** begin Source material **

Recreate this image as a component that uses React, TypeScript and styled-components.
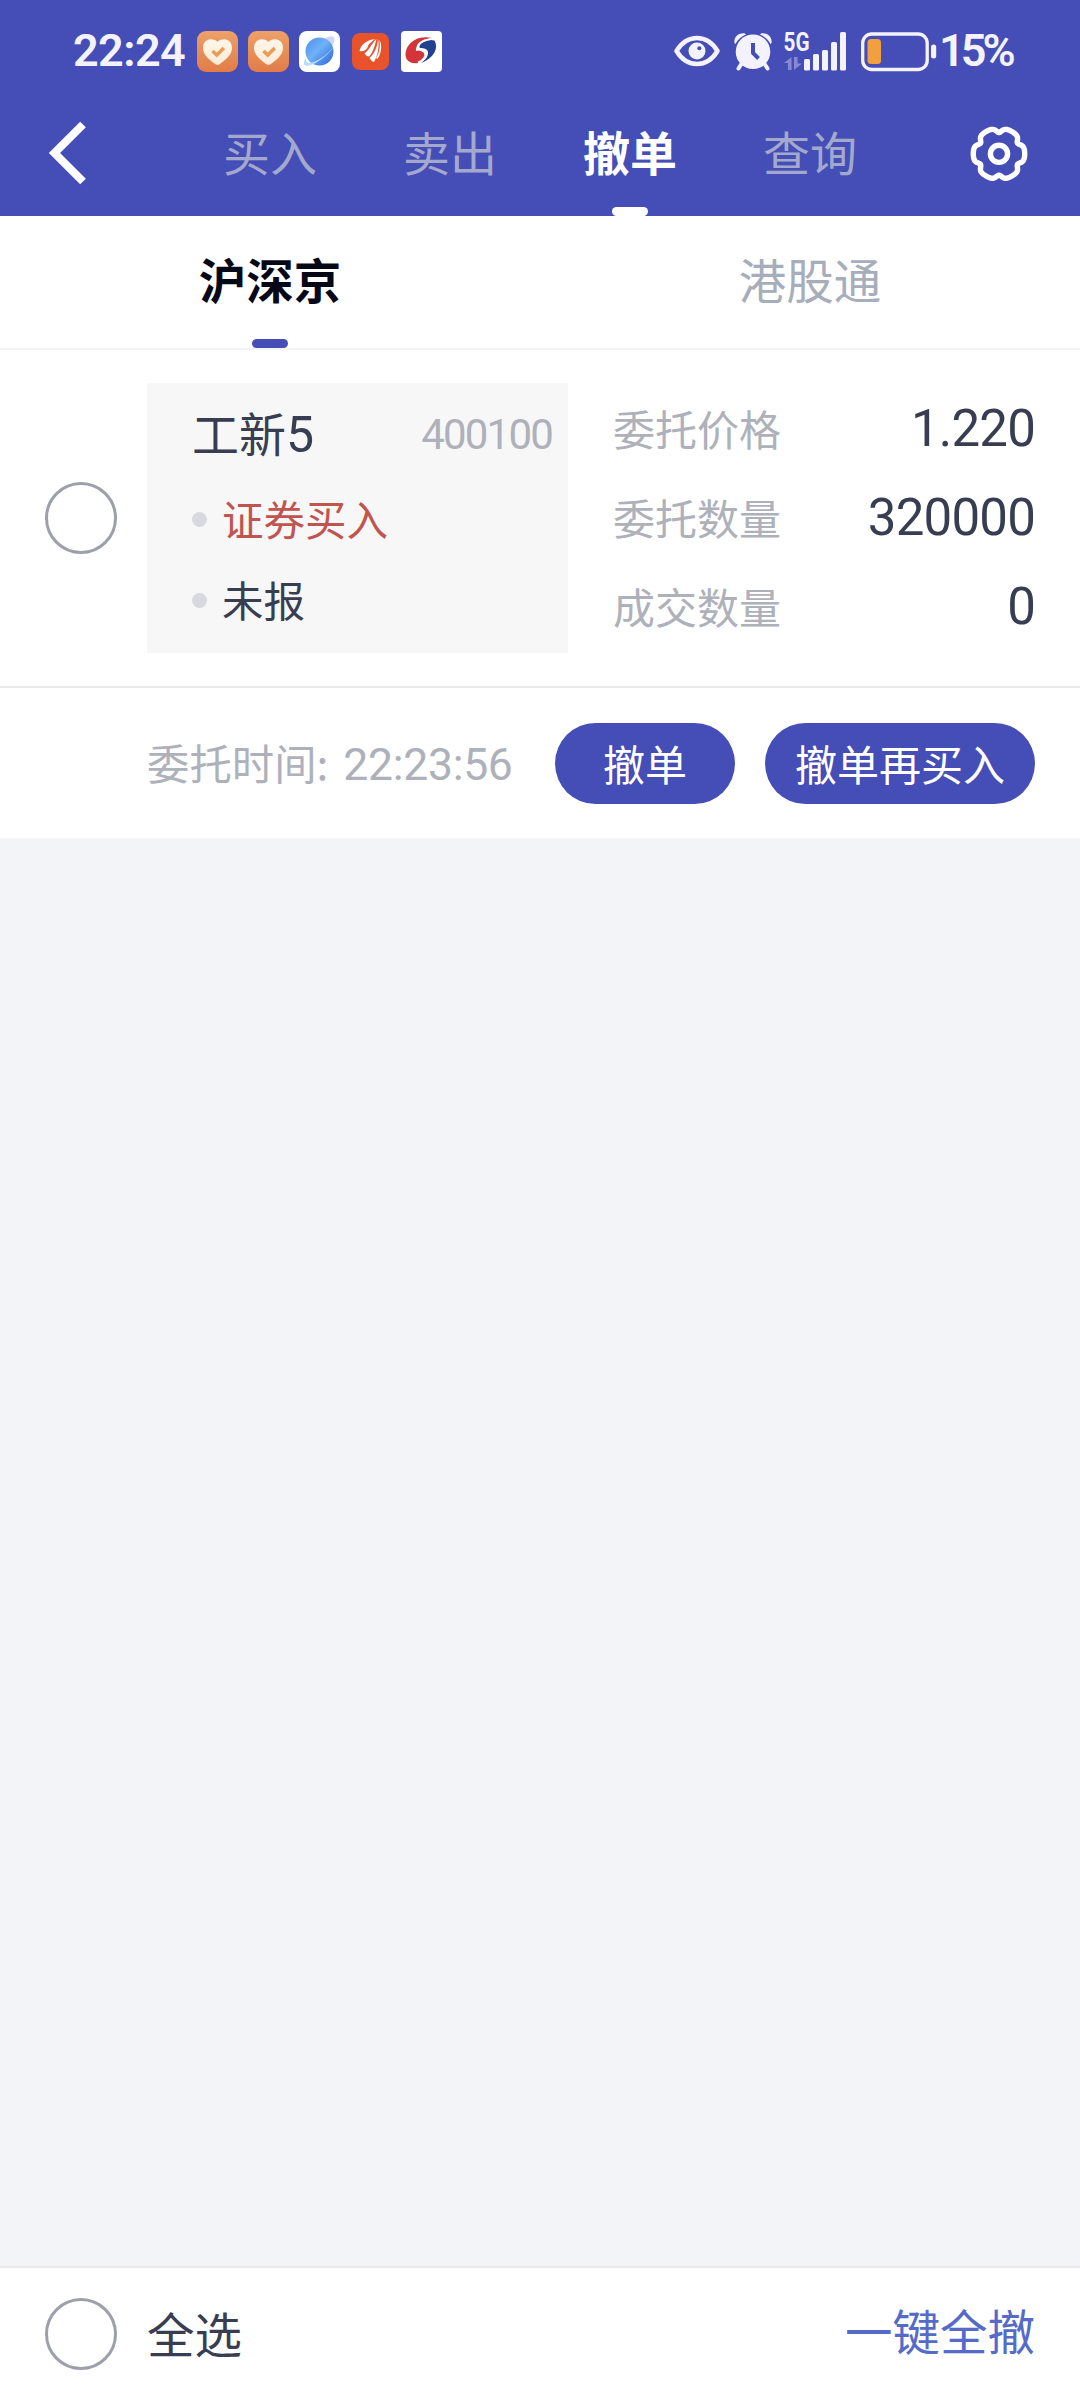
import React from 'react';
import styled, { createGlobalStyle } from 'styled-components';

const CJK = '"Noto Sans CJK SC", "Noto Sans", sans-serif';
const NUM = 'Roboto, "Noto Sans CJK SC", sans-serif';
const PRIMARY = '#454db6';
const INK = '#383d51';
const MUTED = '#aeb1ba';

const GlobalStyle = createGlobalStyle`
  * { box-sizing: border-box; }
  body { margin: 0; background: #f3f4f7; font-family: ${CJK}; }
  button { border: 0; padding: 0; margin: 0; background: none; font: inherit; color: inherit; }
  svg { display: block; flex: none; }
`;

const Screen = styled.div`
  width: 1080px;
  height: 2400px;
  display: flex;
  flex-direction: column;
  background: #f3f4f7;
  overflow: hidden;
`;

const Header = styled.header`
  height: 216px;
  flex: none;
  background: ${PRIMARY};
`;

const StatusBar = styled.div`
  height: 100px;
  padding: 2px 66px 0 73px;
  display: flex;
  align-items: center;
  justify-content: space-between;
  color: #f4f3fd;
`;

const StatusGroup = styled.div`
  display: flex;
  align-items: center;
`;

const StatusText = styled.span<{ $width: number; $spacing: number; $indent?: number }>`
  width: ${p => p.$width}px;
  padding-left: ${p => p.$indent ?? 0}px;
  font: 600 45px/60px ${NUM};
  letter-spacing: ${p => p.$spacing}px;
  white-space: nowrap;
`;

const AppIcons = styled.div`
  display: flex;
  align-items: center;
  gap: 10px;
`;

const NavBar = styled.nav`
  height: 116px;
  display: flex;
  justify-content: space-between;
`;

const IconButton = styled.button<{ $side: 'left' | 'right' }>`
  width: 180px;
  height: 106px;
  display: flex;
  align-items: center;
  justify-content: ${p => (p.$side === 'left' ? 'flex-start' : 'flex-end')};
  padding: ${p => (p.$side === 'left' ? '0 0 0 46px' : '0 51px 0 0')};
`;

const NavTabs = styled.div`
  display: flex;
  width: 720px;
`;

const NavTab = styled.button<{ $active?: boolean }>`
  flex: 1;
  display: flex;
  flex-direction: column;
  align-items: center;
  justify-content: space-between;
  color: ${p => (p.$active ? '#fff' : '#a3a8cd')};
  font: ${p => (p.$active ? 700 : 400)} 47px/102px ${CJK};
`;

const Indicator = styled.i<{ $color: string }>`
  width: 36px;
  height: 9px;
  border-radius: 4.5px;
  background: ${p => p.$color};
`;

const MarketTabs = styled.div`
  height: 134px;
  flex: none;
  display: flex;
  background: #fff;
  border-bottom: 2px solid #f3f3f4;
`;

const MarketTab = styled.button<{ $active?: boolean }>`
  flex: 1;
  padding-top: 3px;
  display: flex;
  flex-direction: column;
  align-items: center;
  justify-content: space-between;
  color: ${p => (p.$active ? '#060817' : '#a6adbb')};
  font: ${p => (p.$active ? 700 : 400)} 47.5px/120px ${CJK};
`;

const Order = styled.section`
  flex: none;
  background: #fff;
`;

const OrderMain = styled.div`
  height: 338px;
  padding: 33px 45px 33px;
  display: flex;
  border-bottom: 2px solid #e9e9ea;
`;

const Radio = styled.span`
  width: 72px;
  height: 72px;
  flex: none;
  align-self: center;
  border: 3px solid #9da0aa;
  border-radius: 50%;
`;

const SecurityBox = styled.div`
  width: 421px;
  height: 270px;
  margin-left: 30px;
  padding: 3px 16px 0 45px;
  background: #f7f7f7;
`;

const NameRow = styled.div`
  height: 91px;
  display: flex;
  align-items: center;
  justify-content: space-between;
`;

const Name = styled.span`
  color: ${INK};
  font: 400 47px/91px ${CJK};
  white-space: nowrap;
`;

const NameDigit = styled.span`
  font: 400 50px/50px ${NUM};
`;

const Code = styled.span`
  padding-top: 6px;
  color: ${MUTED};
  font: 400 42px/60px ${NUM};
  letter-spacing: -1.8px;
`;

const Fact = styled.div<{ $color: string }>`
  height: 81px;
  padding-top: 2px;
  display: flex;
  align-items: center;
  gap: 15px;
  color: ${p => p.$color};
  font: 400 41.5px/79px ${CJK};
`;

const Dot = styled.i`
  width: 15px;
  height: 15px;
  margin-top: 1px;
  border-radius: 50%;
  background: #d7d9df;
`;

const Figures = styled.div`
  flex: 1;
  height: 268px;
  margin-left: 45px;
  display: grid;
  grid-template-rows: repeat(3, 1fr);
`;

const Figure = styled.div`
  display: flex;
  align-items: center;
  justify-content: space-between;
`;

const FigureLabel = styled.span`
  color: ${MUTED};
  font: 400 42px/60px ${CJK};
`;

const FigureValue = styled.span`
  padding-top: 2px;
  color: ${INK};
  font: 400 51px/60px ${NUM};
  letter-spacing: -0.8px;
`;

const OrderFooter = styled.div`
  height: 150px;
  padding: 0 45px 0 147px;
  display: flex;
  align-items: center;
`;

const TimeLabel = styled.span`
  flex: 1;
  display: flex;
  align-items: baseline;
  color: ${MUTED};
  font: 400 42.4px/60px ${CJK};
  white-space: nowrap;
`;

const TimeValue = styled.span`
  margin-left: 15px;
  font: 400 44.5px/60px ${NUM};
  letter-spacing: -0.3px;
`;

const Pill = styled.button<{ $width: number }>`
  width: ${p => p.$width}px;
  height: 81px;
  margin-left: 30px;
  padding-bottom: 2px;
  border-radius: 41px;
  background: ${PRIMARY};
  color: #fff;
  font: 400 42px/79px ${CJK};
`;

const Spacer = styled.main`
  flex: 1;
`;

const BottomBar = styled.footer`
  height: 134px;
  flex: none;
  padding: 0 45px;
  display: flex;
  align-items: center;
  background: #fff;
  border-top: 2px solid #e9e9ea;
`;

const SelectAll = styled.span`
  flex: 1;
  margin-left: 30px;
  color: ${INK};
  font: 400 47.5px/129px ${CJK};
  padding-bottom: 3px;
`;

const CancelAll = styled.button`
  color: #566bc8;
  font: 400 47.5px/124px ${CJK};
  padding-bottom: 8px;
`;

function HeartApp() {
  return (
    <svg width="41" height="41" viewBox="0 0 41 41">
      <defs>
        <linearGradient id="orange" x1="0" y1="0" x2="0" y2="1">
          <stop offset="0" stopColor="#eda168" />
          <stop offset="1" stopColor="#e27c48" />
        </linearGradient>
        <linearGradient id="cream" x1="0" y1="0" x2="0" y2="1">
          <stop offset="0" stopColor="#fff6ea" />
          <stop offset="1" stopColor="#fdebd8" />
        </linearGradient>
      </defs>
      <rect width="41" height="41" rx="9" fill="url(#orange)" />
      <path d="M20.500 11C17 6.500 6 7 6 17C6 24 13 29.500 18.500 33.200Q20.500 34.600 22.500 33.200C28 29.500 35 24 35 17C35 7 24 6.500 20.500 11Z" fill="url(#cream)" />
      <path d="M15.500 20l4.300 4 7-7" fill="none" stroke="#e99d55" strokeWidth="3.600" />
    </svg>
  );
}

function PlanetApp() {
  return (
    <svg width="41" height="41" viewBox="0 0 41 41">
      <defs>
        <linearGradient id="planet" x1="0" y1="0" x2="1" y2="1">
          <stop offset="0" stopColor="#4f8df0" />
          <stop offset=".45" stopColor="#6fb2f6" />
          <stop offset="1" stopColor="#2b62dc" />
        </linearGradient>
      </defs>
      <rect width="41" height="41" rx="8" fill="#fff" />
      <path d="M25 8C31 4 36 4.500 35.500 9C35 13 32 17 29 20Z" fill="#cfd6fa" />
      <circle cx="20.500" cy="20.500" r="14" fill="url(#planet)" />
      <path d="M7 26C3 33 5 36.500 12 34C20 31 30 23 34.500 16C29 23 20 29.500 13 31.500C8 33 6 30 7 26Z" fill="#b5dcfb" />
    </svg>
  );
}

function WingApp() {
  return (
    <svg width="41" height="41" viewBox="0 0 41 41">
      <rect x="2" y="2" width="37" height="37" rx="8" fill="#e8532b" />
      <g fill="#fff">
        <path d="M25 8C17 9 11 13 9.500 20C13 21 16 19 17.500 16.500C18 13.500 21 11 25 8Z" />
        <path d="M26.500 8C22 12 20 18 14.500 22.500Q16 25 19 25.500C23 22 25 14 26.500 8Z" />
        <path d="M28 8C27.500 15 25 22 19.500 27Q21 30 24 31C28 24 29.500 15 28 8Z" />
        <path d="M29.300 8.500C30.500 15 29.500 22 26 27L27.500 28C31.500 22 32.500 14 29.300 8.500Z" />
      </g>
    </svg>
  );
}

function SwirlApp() {
  return (
    <svg width="41" height="41" viewBox="0 0 41 41">
      <rect width="41" height="41" rx="4" fill="#fff" />
      <path d="M31 7C20 4 9 9 5.500 18C2 28 8 33.500 17 32C24 30.500 26 25 22.500 21.500C20 19 16 19 15 20C14 15 20 9 31 7Z" fill="#d3353b" />
      <path d="M33.500 9.500C38 17 33 27 20 32C27.500 27 28.500 21 25.500 18.500C22.500 16.500 20 18 18.500 16.500C18 11.500 27 7.500 33.500 9.500Z" fill="#233f8f" />
      <path d="M30 8C20 9.500 15.500 14 17 17.500C18.500 19.500 24.500 18 24.500 23C24.500 27 21 30 17 31.500" fill="none" stroke="#fff" strokeWidth="2" />
    </svg>
  );
}

function EyeIcon() {
  return (
    <svg width="46" height="32" viewBox="0 0 46 32">
      <path d="M2.500 16C13 -1.300 33 -1.300 43.500 16C33 33.300 13 33.300 2.500 16Z" fill="none" stroke="#f4f3fd" strokeWidth="4.500" strokeLinejoin="round" />
      <circle cx="23" cy="16" r="8.500" fill="#f4f3fd" />
      <circle cx="25.300" cy="13.200" r="2" fill={PRIMARY} />
    </svg>
  );
}

const StatusIcon = styled.svg<{ $gap: number }>`
  margin-left: ${p => p.$gap}px;
  overflow: visible;
`;

function AlarmIcon() {
  return (
    <StatusIcon width="38" height="39" viewBox="0 0 38 39" $gap={14}>
      <path d="M8 31l-3.500 5.500M30 31l3.500 5.500" stroke="#f4f3fd" strokeWidth="4" strokeLinecap="round" />
      <path d="M.5 11C-.5 5 5 .5 11 1.500L12 2.500Q4.500 5.500 1.500 12ZM37.500 11C38.500 5 33 .5 27 1.500L26 2.500Q33.500 5.500 36.500 12Z" fill="#f4f3fd" />
      <circle cx="19" cy="19.800" r="17.300" fill="#f4f3fd" />
      <path d="M19 11v10l5.500 5.500" fill="none" stroke={PRIMARY} strokeWidth="4" />
    </StatusIcon>
  );
}

const SignalText = styled.text`
  font: 700 25px ${NUM};
  fill: #f4f3fd;
`;

function SignalIcon() {
  const bars: [number, number][] = [[20, 27], [29, 22], [38, 18], [47, 10], [56, 0]];
  return (
    <StatusIcon width="62" height="39" viewBox="0 0 62 39" $gap={12}>
      <SignalText x="-0.5" y="18.500" textLength="26" lengthAdjust="spacingAndGlyphs">5G</SignalText>
      <path d="M7.500 25v13h-3.500v-7H0ZM10 25h3.500v6.500H18L10 38Z" fill="#8689d3" />
      {bars.map(([x, y]) => (
        <rect key={x} x={x} y={y} width="6" height={38.5 - y} rx="1.500" fill="#f4f3fd" />
      ))}
    </StatusIcon>
  );
}

function BatteryIcon() {
  return (
    <StatusIcon width="76" height="39" viewBox="0 0 76 39" $gap={15}>
      <rect x="1.700" y="2" width="64.500" height="35.500" rx="9" fill="none" stroke="#f4f3fd" strokeWidth="3.300" />
      <rect x="6.500" y="7" width="13.500" height="25" rx="3.500" fill="#f0a03f" />
      <rect x="70" y="12.500" width="5.200" height="14" rx="2.500" fill="#f4f3fd" />
    </StatusIcon>
  );
}

// Six-toothed gear outline: a ring with a soft notch every 60 degrees.
function gearPath(cx: number, cy: number) {
  const points: string[] = [];
  for (let deg = 0; deg < 360; deg += 2) {
    const d = (deg % 60) - 30;
    const r = 25.7 - 4.4 * Math.exp(-((d / 9.5) ** 2));
    const t = (deg * Math.PI) / 180;
    points.push(`${(cx + r * Math.cos(t)).toFixed(2)} ${(cy + r * Math.sin(t)).toFixed(2)}`);
  }
  return `M${points.join('L')}Z`;
}

function GearIcon() {
  return (
    <svg width="60" height="60" viewBox="0 0 60 60" fill="none" stroke="#fff" strokeWidth="5.400">
      <path d={gearPath(30, 30.8)} strokeLinejoin="round" />
      <circle cx="30" cy="30.800" r="8.600" />
    </svg>
  );
}

const navItems = ['买入', '卖出', '撤单', '查询'];
const figures = [
  { label: '委托价格', value: '1.220' },
  { label: '委托数量', value: '320000' },
  { label: '成交数量', value: '0' },
];

export default function App() {
  return (
    <Screen>
      <GlobalStyle />
      <Header>
        <StatusBar>
          <StatusGroup>
            <StatusText $width={124} $spacing={-0.6}>22:24</StatusText>
            <AppIcons>
              <HeartApp />
              <HeartApp />
              <PlanetApp />
              <WingApp />
              <SwirlApp />
            </AppIcons>
          </StatusGroup>
          <StatusGroup>
            <EyeIcon />
            <AlarmIcon />
            <SignalIcon />
            <BatteryIcon />
            <StatusText $width={77} $spacing={-4} $indent={2}>15%</StatusText>
          </StatusGroup>
        </StatusBar>
        <NavBar>
          <IconButton $side="left" aria-label="返回">
            <svg width="44" height="66" viewBox="0 0 44 66" fill="none" stroke="#fff" strokeWidth="8">
              <path d="M37 4.500L8.500 33L37 61.500" />
            </svg>
          </IconButton>
          <NavTabs>
            {navItems.map(item => (
              <NavTab key={item} $active={item === '撤单'}>
                {item}
                {item === '撤单' && <Indicator $color="#fff" />}
              </NavTab>
            ))}
          </NavTabs>
          <IconButton $side="right" aria-label="设置">
            <GearIcon />
          </IconButton>
        </NavBar>
      </Header>

      <MarketTabs>
        <MarketTab $active>
          沪深京
          <Indicator $color={PRIMARY} />
        </MarketTab>
        <MarketTab>港股通</MarketTab>
      </MarketTabs>

      <Order>
        <OrderMain>
          <Radio />
          <SecurityBox>
            <NameRow>
              <Name>工新<NameDigit>5</NameDigit></Name>
              <Code>400100</Code>
            </NameRow>
            <Fact $color="#c0544f"><Dot />证券买入</Fact>
            <Fact $color={INK}><Dot />未报</Fact>
          </SecurityBox>
          <Figures>
            {figures.map(f => (
              <Figure key={f.label}>
                <FigureLabel>{f.label}</FigureLabel>
                <FigureValue>{f.value}</FigureValue>
              </Figure>
            ))}
          </Figures>
        </OrderMain>
        <OrderFooter>
          <TimeLabel>委托时间:<TimeValue>22:23:56</TimeValue></TimeLabel>
          <Pill $width={180}>撤单</Pill>
          <Pill $width={270}>撤单再买入</Pill>
        </OrderFooter>
      </Order>

      <Spacer />

      <BottomBar>
        <Radio />
        <SelectAll>全选</SelectAll>
        <CancelAll>一键全撤</CancelAll>
      </BottomBar>
    </Screen>
  );
}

** end Source material **

* Work to complete
Gather up the lines that contain the word "React".

* Finished exercise
Recreate this image as a component that uses React, TypeScript and styled-components.
import React from 'react';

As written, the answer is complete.